The hospital records indicated that the Applicant had no bruises to his neck or head, despite his story that he struck his head and neck on concrete as a result of the accident. The Applicant demanded that his friend, who was there on the date of the accident, interpret for him at every medical appointment, statement and examination. The Applicant claimed not to be able to speak or understand English as a result of a head injury caused by the accident. The police notes, however, indicated that the Applicant was able to communicate his version of events directly to the officer at the hospital. The notes suggested that the Applicant spoke perfect English. The Applicant later claimed that he remembered nothing about the accident.

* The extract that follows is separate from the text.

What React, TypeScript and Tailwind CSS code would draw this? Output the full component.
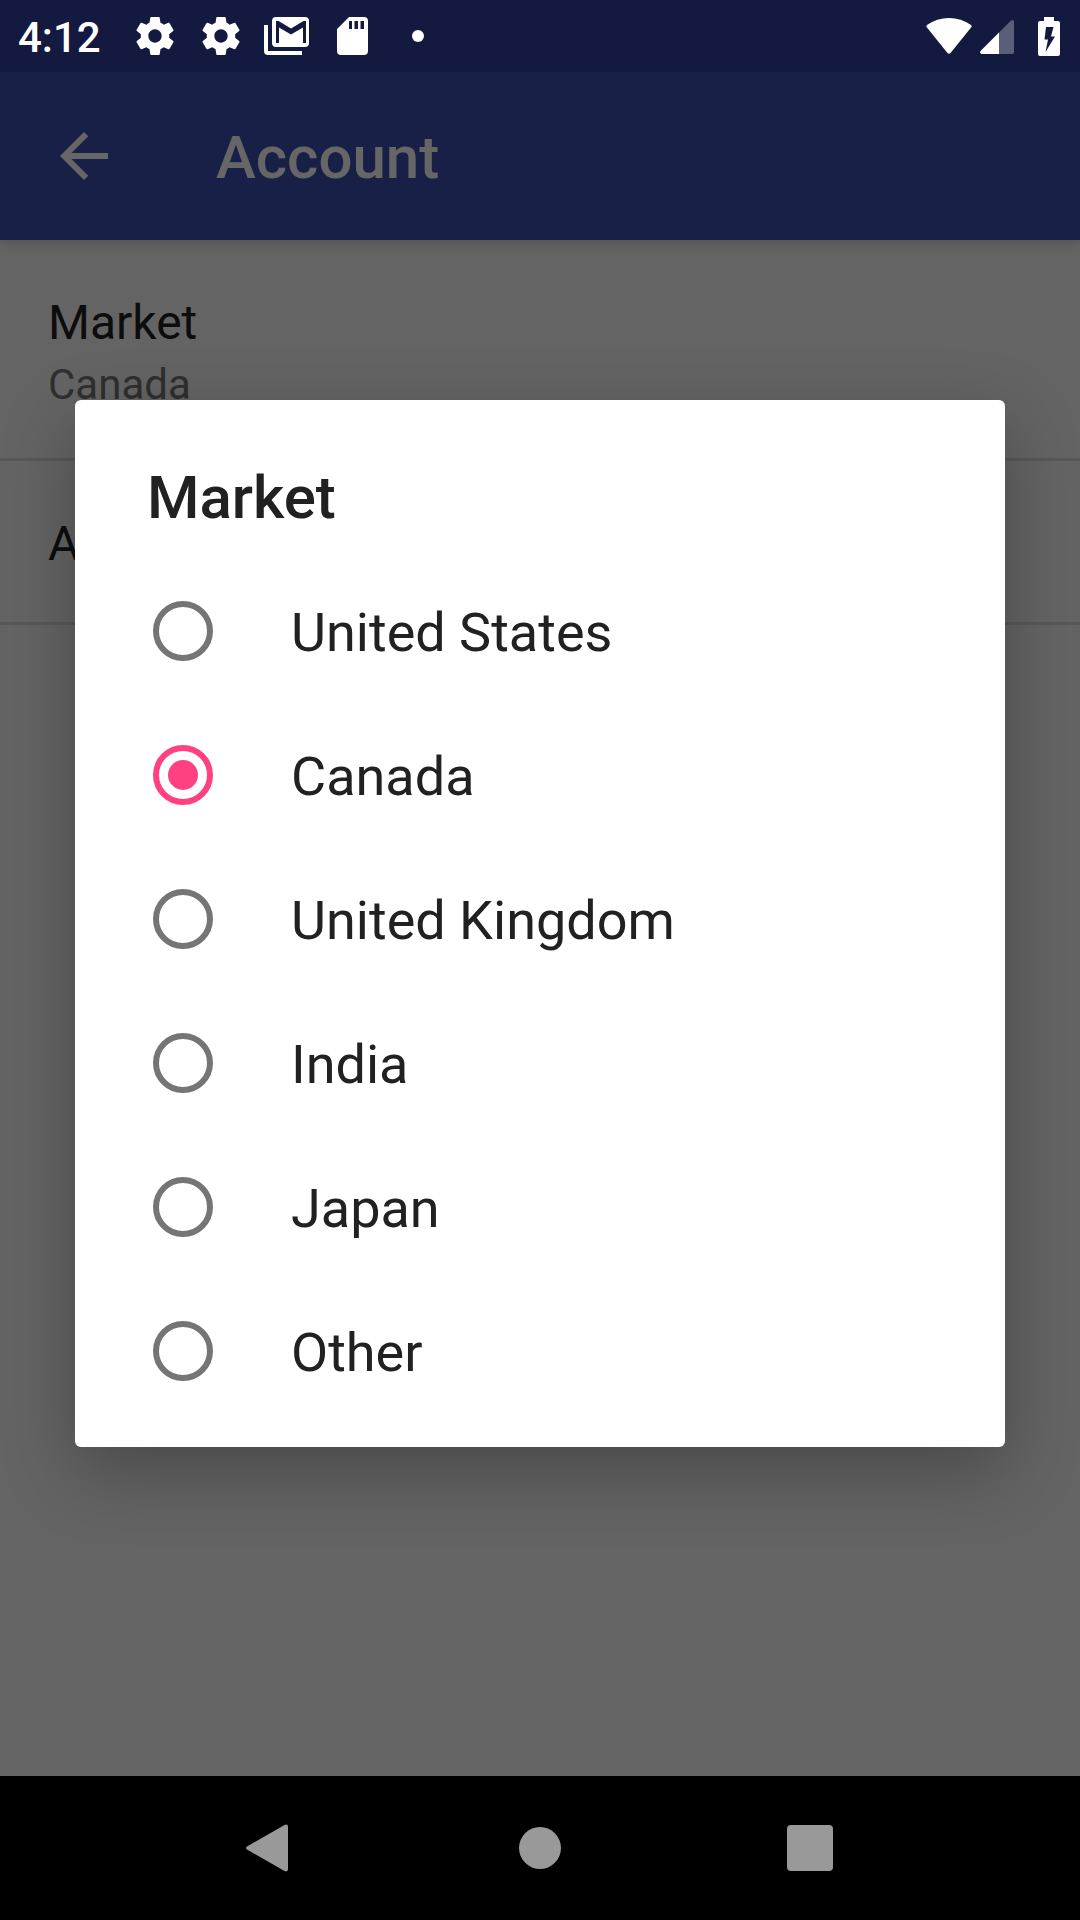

The insurer called one of the drivers of the vehicles involved in the collision. The driver’s evidence was that the Applicant’s friend spoke to her at the scene of the accident but that he did not tell her that she had hit the Applicant or that the Applicant had fallen. The driver of the vehicle did not see anyone standing close to the road or near the curb on the date of the accident. Arbitrator Sapin also considered inconsistent evidence from the Applicant’s friend, the driver of the vehicle, the ambulance call report and the police notes regarding the timing of the accident.
A treating neurologist interpreted a normal MRI of the Applicant’s head and opined that the Applicant needed to be admitted as an inpatient with the psychiatric unit. A second treating neurologist opined that the Applicant’s complaints were bizarre, inorganic and possibly linked to a psychiatric issue. A third neurologist offered a provisional diagnosis of conversion disorder (a psychiatric disorder) but also stated that the diagnosis of malingering needed to be ruled out.
The Applicant was subsequently declared to lack capacity by the Superior Court pursuant to the Substitute Decisions Act, 1992 (“SDA”).
At the arbitration hearing, the insurer claimed for repayment of benefits based on wilful misrepresentation by the Applicant. Arbitrator Sapin found that, pursuant to section 47 (4), there was no time limit for when an insurer may notify the insured person that benefits must be repaid.
Despite finding that the Applicant did not discharge his onus to prove, on a balance of probabilities, that he had been involved in an “accident,” Arbitrator Sapin did not order repayment of benefits to the insurer. She commented that, even though the Applicant had not met his onus to prove that he suffered his impairments as a result of an “accident, ” this did not necessarily mean that he obtained benefits from the insurer “as a result of wilful (i.e. intentional) misrepresentations.” Arbitrator Sapin focused on the fact that there was credible evidence to support that an accident had taken place between two vehicles and that the Applicant claimed to be unable to remember how he was injured on the date of the alleged loss.
This decision provides an almost exhaustive list of documentary and oral evidence to be measured when an insurer is investigating possible misrepresentation or fraud. The decision is helpful where it clarifies that there is no time limitation for an insurer to notify an insured person that benefits must be repaid. Of greater importance, perhaps, is the message that an insurer’s initial payment of a claim does not create an estoppel from later investigating and acting on its investigation of the legitimacy of the claim. There is certainly a high bar for insurers to meet in order to be successful in obtaining repayment of benefits based on wilful misrepresentation under the SABS. This bar becomes even higher, if not potentially impossible, when alleging wilful misrepresentation or fraud against an insured person who has been found to be incapable under the SDA. Where Arbitrator Sapin is now a Vice Chair at the LAT, it is arguably reasonable to expect a similar treatment of these issues at that new tribunal.